Report how many lines hold the word "components"; answer with the number alone.

━━━ Material provided

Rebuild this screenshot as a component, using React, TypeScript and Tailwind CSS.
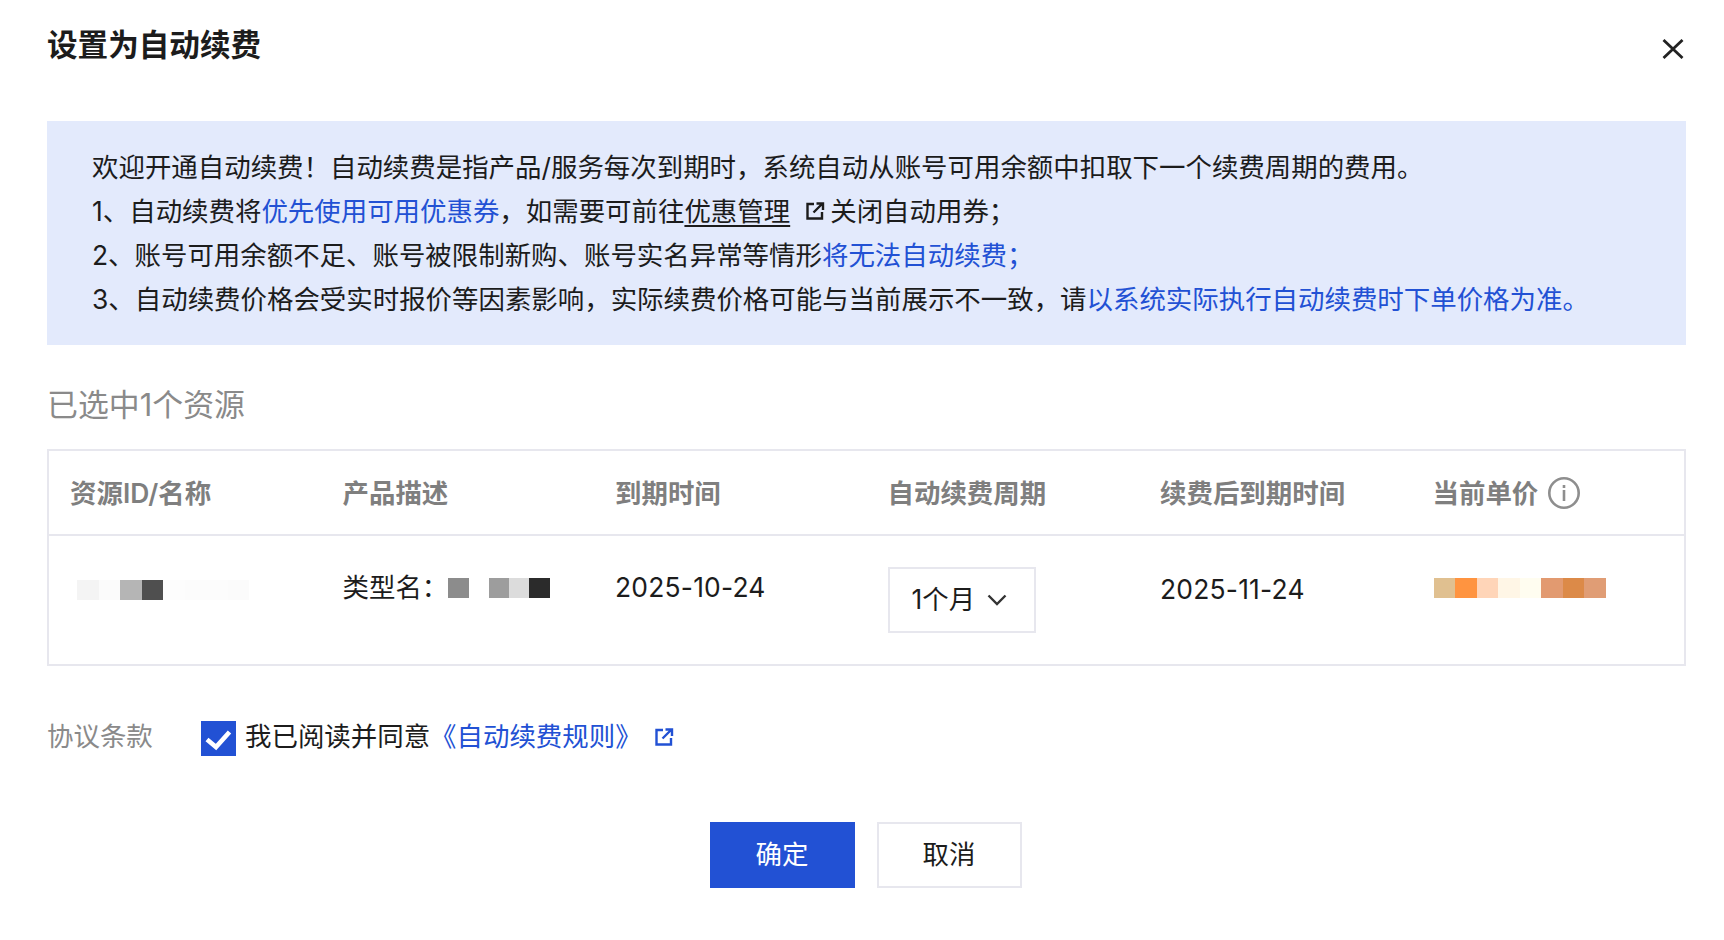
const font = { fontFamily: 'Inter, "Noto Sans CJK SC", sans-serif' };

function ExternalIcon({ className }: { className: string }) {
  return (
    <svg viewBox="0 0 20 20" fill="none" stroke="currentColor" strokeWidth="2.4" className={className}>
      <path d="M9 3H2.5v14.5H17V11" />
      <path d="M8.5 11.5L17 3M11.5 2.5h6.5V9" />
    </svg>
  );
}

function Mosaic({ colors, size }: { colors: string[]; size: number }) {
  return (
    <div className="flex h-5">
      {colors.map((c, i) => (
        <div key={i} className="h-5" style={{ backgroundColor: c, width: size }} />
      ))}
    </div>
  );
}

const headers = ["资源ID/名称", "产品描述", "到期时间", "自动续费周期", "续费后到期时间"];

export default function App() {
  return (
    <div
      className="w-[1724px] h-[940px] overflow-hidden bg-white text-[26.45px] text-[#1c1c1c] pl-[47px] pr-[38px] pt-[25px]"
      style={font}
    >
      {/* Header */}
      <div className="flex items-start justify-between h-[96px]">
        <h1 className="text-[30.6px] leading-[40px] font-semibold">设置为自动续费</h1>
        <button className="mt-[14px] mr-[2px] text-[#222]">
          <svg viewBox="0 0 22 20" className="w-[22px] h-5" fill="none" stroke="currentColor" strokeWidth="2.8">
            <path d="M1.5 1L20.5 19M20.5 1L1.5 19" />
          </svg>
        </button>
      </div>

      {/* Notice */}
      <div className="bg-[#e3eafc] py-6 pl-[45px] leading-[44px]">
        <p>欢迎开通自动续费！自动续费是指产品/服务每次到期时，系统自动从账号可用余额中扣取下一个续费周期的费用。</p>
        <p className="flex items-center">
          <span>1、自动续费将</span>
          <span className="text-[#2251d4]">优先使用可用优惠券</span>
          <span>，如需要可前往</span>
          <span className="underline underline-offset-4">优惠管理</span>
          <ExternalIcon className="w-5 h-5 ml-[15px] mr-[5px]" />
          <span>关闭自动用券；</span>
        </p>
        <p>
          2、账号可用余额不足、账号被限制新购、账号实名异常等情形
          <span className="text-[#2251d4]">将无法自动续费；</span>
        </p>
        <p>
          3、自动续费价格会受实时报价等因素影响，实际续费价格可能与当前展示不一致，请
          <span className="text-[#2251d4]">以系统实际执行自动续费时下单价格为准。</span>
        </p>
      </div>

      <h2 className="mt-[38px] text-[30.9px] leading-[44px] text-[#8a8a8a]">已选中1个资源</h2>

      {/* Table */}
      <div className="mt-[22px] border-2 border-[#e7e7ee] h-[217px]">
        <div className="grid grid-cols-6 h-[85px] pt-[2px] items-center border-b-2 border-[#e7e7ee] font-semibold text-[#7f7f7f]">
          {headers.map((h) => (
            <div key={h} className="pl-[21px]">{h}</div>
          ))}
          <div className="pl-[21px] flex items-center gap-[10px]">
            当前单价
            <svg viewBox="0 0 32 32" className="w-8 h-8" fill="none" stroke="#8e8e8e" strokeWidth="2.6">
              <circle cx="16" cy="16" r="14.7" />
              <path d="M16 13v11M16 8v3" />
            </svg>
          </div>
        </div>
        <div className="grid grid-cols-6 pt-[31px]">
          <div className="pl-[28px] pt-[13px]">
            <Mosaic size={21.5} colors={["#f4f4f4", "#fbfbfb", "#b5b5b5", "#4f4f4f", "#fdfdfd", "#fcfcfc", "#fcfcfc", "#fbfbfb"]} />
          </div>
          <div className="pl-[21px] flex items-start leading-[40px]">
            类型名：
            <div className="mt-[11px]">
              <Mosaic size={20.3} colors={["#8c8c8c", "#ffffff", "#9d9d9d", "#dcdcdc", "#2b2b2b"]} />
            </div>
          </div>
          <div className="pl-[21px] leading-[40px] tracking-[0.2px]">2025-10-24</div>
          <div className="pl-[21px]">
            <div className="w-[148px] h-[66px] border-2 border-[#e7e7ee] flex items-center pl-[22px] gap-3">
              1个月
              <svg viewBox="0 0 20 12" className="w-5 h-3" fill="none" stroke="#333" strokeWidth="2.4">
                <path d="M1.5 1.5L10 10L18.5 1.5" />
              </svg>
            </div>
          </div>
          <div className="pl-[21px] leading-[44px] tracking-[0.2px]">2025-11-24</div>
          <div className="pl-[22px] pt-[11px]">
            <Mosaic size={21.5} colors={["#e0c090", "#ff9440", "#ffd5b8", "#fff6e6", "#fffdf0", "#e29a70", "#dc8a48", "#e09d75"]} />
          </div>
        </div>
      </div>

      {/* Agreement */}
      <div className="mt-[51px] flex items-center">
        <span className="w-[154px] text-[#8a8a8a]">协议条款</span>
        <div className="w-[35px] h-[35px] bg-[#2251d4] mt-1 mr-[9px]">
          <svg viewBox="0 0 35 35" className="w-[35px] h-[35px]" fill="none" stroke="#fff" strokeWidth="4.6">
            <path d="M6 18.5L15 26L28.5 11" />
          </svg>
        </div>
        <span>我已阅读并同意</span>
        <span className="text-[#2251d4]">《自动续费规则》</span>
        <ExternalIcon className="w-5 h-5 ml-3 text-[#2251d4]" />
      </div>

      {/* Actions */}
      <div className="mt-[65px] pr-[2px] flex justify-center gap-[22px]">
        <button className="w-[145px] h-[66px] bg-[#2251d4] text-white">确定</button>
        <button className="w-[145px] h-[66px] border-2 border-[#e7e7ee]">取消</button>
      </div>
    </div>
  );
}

━━━━━━
━━━ Material provided

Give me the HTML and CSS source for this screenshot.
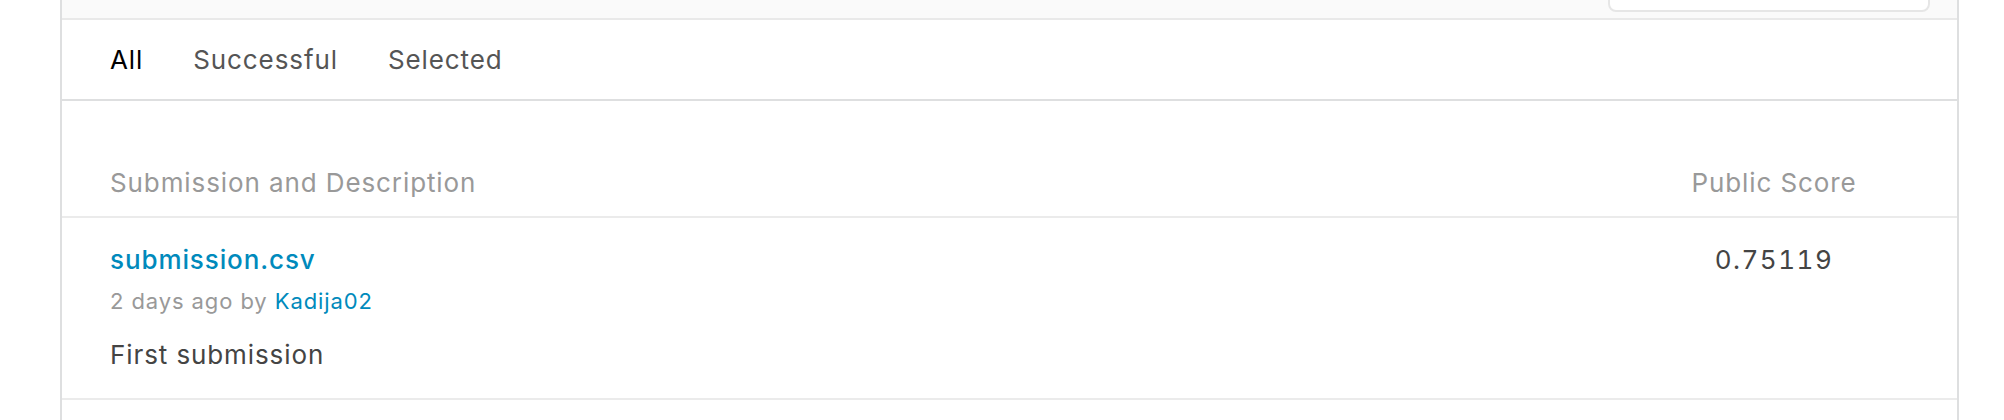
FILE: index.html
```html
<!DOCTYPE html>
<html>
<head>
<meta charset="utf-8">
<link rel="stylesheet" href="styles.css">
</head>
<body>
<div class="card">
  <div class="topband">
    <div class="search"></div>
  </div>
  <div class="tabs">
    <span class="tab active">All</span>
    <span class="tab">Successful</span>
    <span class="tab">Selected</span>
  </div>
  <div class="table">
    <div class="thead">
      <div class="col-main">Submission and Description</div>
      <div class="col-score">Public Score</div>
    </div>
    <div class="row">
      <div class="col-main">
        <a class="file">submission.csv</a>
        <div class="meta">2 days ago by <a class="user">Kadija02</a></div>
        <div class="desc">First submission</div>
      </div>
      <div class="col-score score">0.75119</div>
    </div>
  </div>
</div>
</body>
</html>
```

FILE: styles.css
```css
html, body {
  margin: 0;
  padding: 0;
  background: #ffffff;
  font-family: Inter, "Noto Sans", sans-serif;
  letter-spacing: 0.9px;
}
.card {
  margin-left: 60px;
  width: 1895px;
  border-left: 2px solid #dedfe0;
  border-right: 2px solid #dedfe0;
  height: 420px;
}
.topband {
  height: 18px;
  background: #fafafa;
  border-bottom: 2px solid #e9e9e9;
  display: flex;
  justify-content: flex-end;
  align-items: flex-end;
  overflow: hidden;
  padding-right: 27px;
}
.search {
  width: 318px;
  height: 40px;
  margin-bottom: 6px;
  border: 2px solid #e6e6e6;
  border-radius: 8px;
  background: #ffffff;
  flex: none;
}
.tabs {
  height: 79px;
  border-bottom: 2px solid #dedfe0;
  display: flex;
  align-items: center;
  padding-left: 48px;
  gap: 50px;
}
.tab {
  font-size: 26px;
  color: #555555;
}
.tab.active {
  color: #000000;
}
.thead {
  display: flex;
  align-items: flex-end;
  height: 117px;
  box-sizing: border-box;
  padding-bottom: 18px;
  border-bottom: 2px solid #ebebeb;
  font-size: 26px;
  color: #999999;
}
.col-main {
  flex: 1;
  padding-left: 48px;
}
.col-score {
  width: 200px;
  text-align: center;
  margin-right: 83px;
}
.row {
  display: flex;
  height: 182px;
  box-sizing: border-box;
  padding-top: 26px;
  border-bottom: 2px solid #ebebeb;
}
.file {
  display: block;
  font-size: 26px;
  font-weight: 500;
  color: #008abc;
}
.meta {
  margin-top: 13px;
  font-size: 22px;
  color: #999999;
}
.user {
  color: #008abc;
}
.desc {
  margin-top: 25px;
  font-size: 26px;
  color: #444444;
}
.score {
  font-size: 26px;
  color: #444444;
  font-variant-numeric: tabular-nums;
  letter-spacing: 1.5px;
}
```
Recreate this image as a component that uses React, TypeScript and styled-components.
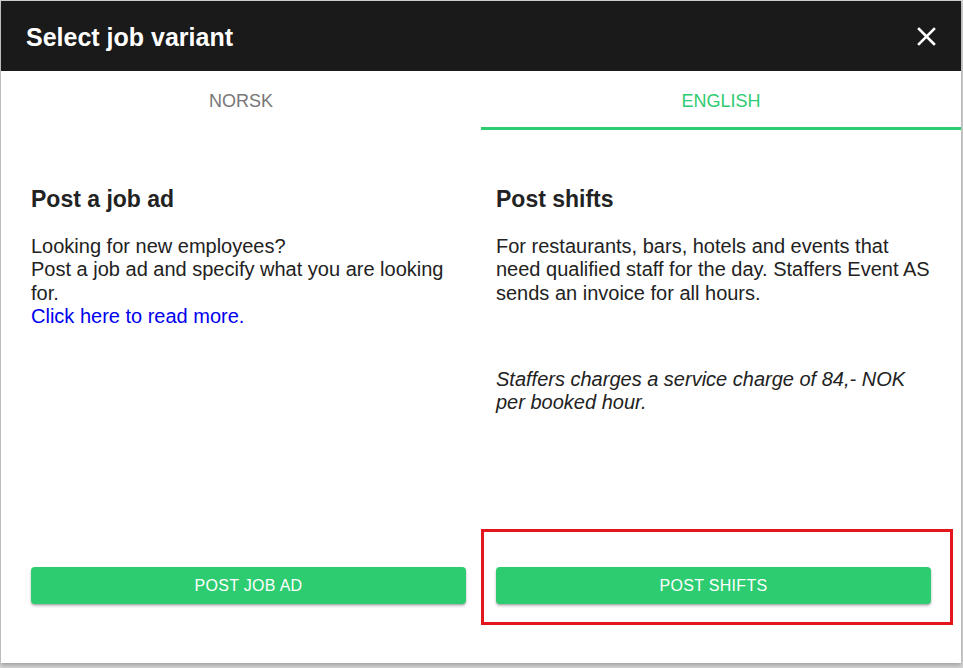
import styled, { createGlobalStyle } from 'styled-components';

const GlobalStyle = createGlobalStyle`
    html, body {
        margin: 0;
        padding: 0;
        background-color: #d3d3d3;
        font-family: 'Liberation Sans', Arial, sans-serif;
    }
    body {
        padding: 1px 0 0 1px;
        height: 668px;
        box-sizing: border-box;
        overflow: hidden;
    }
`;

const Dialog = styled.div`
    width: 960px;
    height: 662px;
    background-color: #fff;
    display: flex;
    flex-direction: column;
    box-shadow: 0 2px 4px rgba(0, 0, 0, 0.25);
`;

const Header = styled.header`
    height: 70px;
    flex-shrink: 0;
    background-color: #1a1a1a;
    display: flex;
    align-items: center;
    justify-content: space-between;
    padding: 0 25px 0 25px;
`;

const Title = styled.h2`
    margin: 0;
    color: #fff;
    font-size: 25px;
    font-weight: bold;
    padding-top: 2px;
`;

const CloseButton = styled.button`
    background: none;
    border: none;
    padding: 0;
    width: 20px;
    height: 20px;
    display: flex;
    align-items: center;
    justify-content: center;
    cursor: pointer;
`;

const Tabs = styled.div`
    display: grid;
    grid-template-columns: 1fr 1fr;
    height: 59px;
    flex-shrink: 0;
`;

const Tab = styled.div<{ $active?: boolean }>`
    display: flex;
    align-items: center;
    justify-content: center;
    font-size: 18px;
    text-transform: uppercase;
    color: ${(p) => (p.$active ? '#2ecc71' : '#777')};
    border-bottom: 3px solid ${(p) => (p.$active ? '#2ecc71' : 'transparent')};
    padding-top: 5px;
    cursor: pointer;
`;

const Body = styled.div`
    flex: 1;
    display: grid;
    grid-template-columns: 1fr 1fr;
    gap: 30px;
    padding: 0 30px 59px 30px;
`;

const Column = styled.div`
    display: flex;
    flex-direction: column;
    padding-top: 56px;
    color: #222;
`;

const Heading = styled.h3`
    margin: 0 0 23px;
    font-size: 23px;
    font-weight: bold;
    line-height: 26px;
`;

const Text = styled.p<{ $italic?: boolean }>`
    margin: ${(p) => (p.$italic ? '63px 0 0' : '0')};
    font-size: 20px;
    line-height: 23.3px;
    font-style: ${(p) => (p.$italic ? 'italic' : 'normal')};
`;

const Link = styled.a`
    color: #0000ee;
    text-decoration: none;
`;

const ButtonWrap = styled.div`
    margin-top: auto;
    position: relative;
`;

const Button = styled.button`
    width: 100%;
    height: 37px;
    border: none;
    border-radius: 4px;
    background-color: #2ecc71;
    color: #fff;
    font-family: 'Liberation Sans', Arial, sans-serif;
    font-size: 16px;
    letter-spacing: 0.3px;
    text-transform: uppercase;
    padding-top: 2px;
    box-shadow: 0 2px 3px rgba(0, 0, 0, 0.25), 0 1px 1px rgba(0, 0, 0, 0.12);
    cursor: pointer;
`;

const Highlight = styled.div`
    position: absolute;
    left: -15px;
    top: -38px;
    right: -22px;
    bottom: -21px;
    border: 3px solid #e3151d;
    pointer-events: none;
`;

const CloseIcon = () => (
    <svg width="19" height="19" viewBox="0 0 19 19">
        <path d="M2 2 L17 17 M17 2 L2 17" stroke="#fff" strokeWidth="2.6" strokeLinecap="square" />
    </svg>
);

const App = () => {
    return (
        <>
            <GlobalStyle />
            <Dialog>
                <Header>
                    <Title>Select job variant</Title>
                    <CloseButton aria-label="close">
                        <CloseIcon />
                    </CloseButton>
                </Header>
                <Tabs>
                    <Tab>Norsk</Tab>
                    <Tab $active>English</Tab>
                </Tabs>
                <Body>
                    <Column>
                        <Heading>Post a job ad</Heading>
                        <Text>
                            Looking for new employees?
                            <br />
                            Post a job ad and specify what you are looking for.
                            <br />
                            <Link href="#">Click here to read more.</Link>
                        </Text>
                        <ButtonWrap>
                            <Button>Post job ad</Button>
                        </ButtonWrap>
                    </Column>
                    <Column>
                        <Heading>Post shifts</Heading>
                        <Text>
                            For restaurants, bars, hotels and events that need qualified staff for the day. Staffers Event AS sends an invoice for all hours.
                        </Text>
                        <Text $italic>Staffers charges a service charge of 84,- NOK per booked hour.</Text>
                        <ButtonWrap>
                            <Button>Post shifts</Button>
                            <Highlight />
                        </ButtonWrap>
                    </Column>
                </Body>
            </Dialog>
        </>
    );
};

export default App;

━━━━━━

* _Task solution_:
2